What this task involves:
Return the whole listing, line for line, without the pictures in it.

Collected data:
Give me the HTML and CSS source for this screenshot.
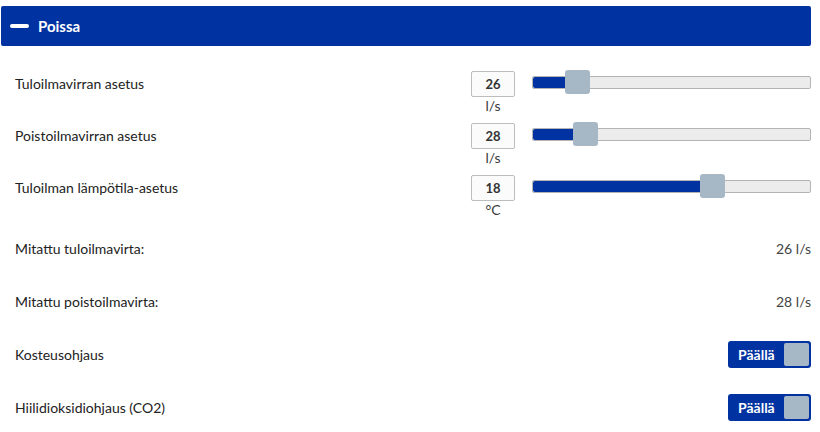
FILE: index.html
```html
<!DOCTYPE html>
<html lang="fi">
<head>
    <meta charset="UTF-8">
    <title>Ilmanvaihto</title>
    <link rel="stylesheet" href="styles.css">
</head>
<body>
    <div class="panel">
        <div class="panel-header">
            <span class="collapse-icon"></span>
            <span class="panel-title">Poissa</span>
        </div>

        <div class="panel-body">
            <div class="setting-row">
                <div class="label">Tuloilmavirran asetus</div>
                <div class="value-box">
                    <div class="num-input">26</div>
                    <div class="unit">l/s</div>
                </div>
                <div class="slider">
                    <div class="track">
                        <div class="fill" style="width: 33px"></div>
                        <div class="thumb"></div>
                    </div>
                </div>
            </div>

            <div class="setting-row">
                <div class="label">Poistoilmavirran asetus</div>
                <div class="value-box">
                    <div class="num-input">28</div>
                    <div class="unit">l/s</div>
                </div>
                <div class="slider">
                    <div class="track">
                        <div class="fill" style="width: 41px"></div>
                        <div class="thumb"></div>
                    </div>
                </div>
            </div>

            <div class="setting-row">
                <div class="label">Tuloilman lämpötila-asetus</div>
                <div class="value-box">
                    <div class="num-input">18</div>
                    <div class="unit">°C</div>
                </div>
                <div class="slider">
                    <div class="track">
                        <div class="fill" style="width: 168px"></div>
                        <div class="thumb"></div>
                    </div>
                </div>
            </div>

            <div class="info-row">
                <div class="label">Mitattu tuloilmavirta:</div>
                <div class="reading">26 l/s</div>
            </div>

            <div class="info-row">
                <div class="label">Mitattu poistoilmavirta:</div>
                <div class="reading">28 l/s</div>
            </div>

            <div class="info-row">
                <div class="label">Kosteusohjaus</div>
                <div class="toggle">
                    <span class="toggle-text">Päällä</span>
                    <span class="toggle-knob"></span>
                </div>
            </div>

            <div class="info-row">
                <div class="label">Hiilidioksidiohjaus (CO2)</div>
                <div class="toggle">
                    <span class="toggle-text">Päällä</span>
                    <span class="toggle-knob"></span>
                </div>
            </div>
        </div>
    </div>
</body>
</html>
```

FILE: styles.css
```css
body {
    margin: 0;
    background-color: #ffffff;
    font-family: Lato, "Liberation Sans", sans-serif;
    font-size: 14px;
    color: #222222;
}

.panel {
    width: 810px;
    margin: 6px 0 0 1px;
}

.panel-header {
    display: flex;
    align-items: center;
    height: 40px;
    background-color: #0033a1;
    border-radius: 2px;
    color: #ffffff;
}

.collapse-icon {
    width: 19px;
    height: 4px;
    margin-left: 9px;
    border-radius: 2px;
    background-color: #ffffff;
}

.panel-title {
    margin-left: 9px;
    font-weight: bold;
    font-size: 15px;
}

.panel-body {
    padding: 20px 0 0 14px;
}

/* slider rows */
.setting-row {
    display: flex;
    align-items: flex-start;
    height: 47px;
    padding-top: 5px;
}

.setting-row .label {
    flex: 1;
    line-height: 26px;
}

.value-box {
    width: 44px;
    text-align: center;
}

.num-input {
    height: 24px;
    line-height: 24px;
    border: 1px solid #bdbdbd;
    border-radius: 2px;
    background-color: #fbfbfb;
    font-weight: bold;
    font-size: 13px;
    color: #333333;
}

.unit {
    margin-top: 1px;
    font-size: 14px;
    line-height: 16px;
    color: #3a3a3a;
}

.slider {
    width: 279px;
    margin-left: 17px;
    padding-top: 5px;
}

.track {
    position: relative;
    height: 11px;
    border: 1px solid #b4b4b4;
    border-radius: 2px;
    background-color: #ececec;
}

.fill {
    height: 100%;
    background-color: #0033a1;
    border-radius: 2px 0 0 2px;
}

.thumb {
    position: absolute;
    top: -7px;
    width: 25px;
    height: 24px;
    margin-left: 32px;
    border-radius: 3px;
    background-color: #a6b8c6;
}

.setting-row:nth-child(1) .thumb { left: 0; }
.setting-row:nth-child(2) .thumb { left: 8px; }
.setting-row:nth-child(3) .thumb { left: 135px; }

/* read-only rows */
.info-row {
    display: flex;
    align-items: center;
    justify-content: space-between;
    height: 53px;
}

.reading {
    color: #444444;
}

.toggle {
    display: flex;
    align-items: center;
    justify-content: space-between;
    box-sizing: border-box;
    width: 83px;
    height: 27px;
    padding: 0 2px 0 10px;
    border-radius: 3px;
    background-color: #0033a1;
}

.toggle-text {
    font-weight: bold;
    font-size: 14px;
    color: #ffffff;
}

.toggle-knob {
    width: 25px;
    height: 23px;
    border-radius: 2px;
    background-color: #a6b8c6;
}
```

The response:
Give me the HTML and CSS source for this screenshot.
FILE: index.html
```html
<!DOCTYPE html>
<html lang="fi">
<head>
    <meta charset="UTF-8">
    <title>Ilmanvaihto</title>
    <link rel="stylesheet" href="styles.css">
</head>
<body>
    <div class="panel">
        <div class="panel-header">
            <span class="collapse-icon"></span>
            <span class="panel-title">Poissa</span>
        </div>

        <div class="panel-body">
            <div class="setting-row">
                <div class="label">Tuloilmavirran asetus</div>
                <div class="value-box">
                    <div class="num-input">26</div>
                    <div class="unit">l/s</div>
                </div>
                <div class="slider">
                    <div class="track">
                        <div class="fill" style="width: 33px"></div>
                        <div class="thumb"></div>
                    </div>
                </div>
            </div>

            <div class="setting-row">
                <div class="label">Poistoilmavirran asetus</div>
                <div class="value-box">
                    <div class="num-input">28</div>
                    <div class="unit">l/s</div>
                </div>
                <div class="slider">
                    <div class="track">
                        <div class="fill" style="width: 41px"></div>
                        <div class="thumb"></div>
                    </div>
                </div>
            </div>

            <div class="setting-row">
                <div class="label">Tuloilman lämpötila-asetus</div>
                <div class="value-box">
                    <div class="num-input">18</div>
                    <div class="unit">°C</div>
                </div>
                <div class="slider">
                    <div class="track">
                        <div class="fill" style="width: 168px"></div>
                        <div class="thumb"></div>
                    </div>
                </div>
            </div>

            <div class="info-row">
                <div class="label">Mitattu tuloilmavirta:</div>
                <div class="reading">26 l/s</div>
            </div>

            <div class="info-row">
                <div class="label">Mitattu poistoilmavirta:</div>
                <div class="reading">28 l/s</div>
            </div>

            <div class="info-row">
                <div class="label">Kosteusohjaus</div>
                <div class="toggle">
                    <span class="toggle-text">Päällä</span>
                    <span class="toggle-knob"></span>
                </div>
            </div>

            <div class="info-row">
                <div class="label">Hiilidioksidiohjaus (CO2)</div>
                <div class="toggle">
                    <span class="toggle-text">Päällä</span>
                    <span class="toggle-knob"></span>
                </div>
            </div>
        </div>
    </div>
</body>
</html>
```

FILE: styles.css
```css
body {
    margin: 0;
    background-color: #ffffff;
    font-family: Lato, "Liberation Sans", sans-serif;
    font-size: 14px;
    color: #222222;
}

.panel {
    width: 810px;
    margin: 6px 0 0 1px;
}

.panel-header {
    display: flex;
    align-items: center;
    height: 40px;
    background-color: #0033a1;
    border-radius: 2px;
    color: #ffffff;
}

.collapse-icon {
    width: 19px;
    height: 4px;
    margin-left: 9px;
    border-radius: 2px;
    background-color: #ffffff;
}

.panel-title {
    margin-left: 9px;
    font-weight: bold;
    font-size: 15px;
}

.panel-body {
    padding: 20px 0 0 14px;
}

/* slider rows */
.setting-row {
    display: flex;
    align-items: flex-start;
    height: 47px;
    padding-top: 5px;
}

.setting-row .label {
    flex: 1;
    line-height: 26px;
}

.value-box {
    width: 44px;
    text-align: center;
}

.num-input {
    height: 24px;
    line-height: 24px;
    border: 1px solid #bdbdbd;
    border-radius: 2px;
    background-color: #fbfbfb;
    font-weight: bold;
    font-size: 13px;
    color: #333333;
}

.unit {
    margin-top: 1px;
    font-size: 14px;
    line-height: 16px;
    color: #3a3a3a;
}

.slider {
    width: 279px;
    margin-left: 17px;
    padding-top: 5px;
}

.track {
    position: relative;
    height: 11px;
    border: 1px solid #b4b4b4;
    border-radius: 2px;
    background-color: #ececec;
}

.fill {
    height: 100%;
    background-color: #0033a1;
    border-radius: 2px 0 0 2px;
}

.thumb {
    position: absolute;
    top: -7px;
    width: 25px;
    height: 24px;
    margin-left: 32px;
    border-radius: 3px;
    background-color: #a6b8c6;
}

.setting-row:nth-child(1) .thumb { left: 0; }
.setting-row:nth-child(2) .thumb { left: 8px; }
.setting-row:nth-child(3) .thumb { left: 135px; }

/* read-only rows */
.info-row {
    display: flex;
    align-items: center;
    justify-content: space-between;
    height: 53px;
}

.reading {
    color: #444444;
}

.toggle {
    display: flex;
    align-items: center;
    justify-content: space-between;
    box-sizing: border-box;
    width: 83px;
    height: 27px;
    padding: 0 2px 0 10px;
    border-radius: 3px;
    background-color: #0033a1;
}

.toggle-text {
    font-weight: bold;
    font-size: 14px;
    color: #ffffff;
}

.toggle-knob {
    width: 25px;
    height: 23px;
    border-radius: 2px;
    background-color: #a6b8c6;
}
```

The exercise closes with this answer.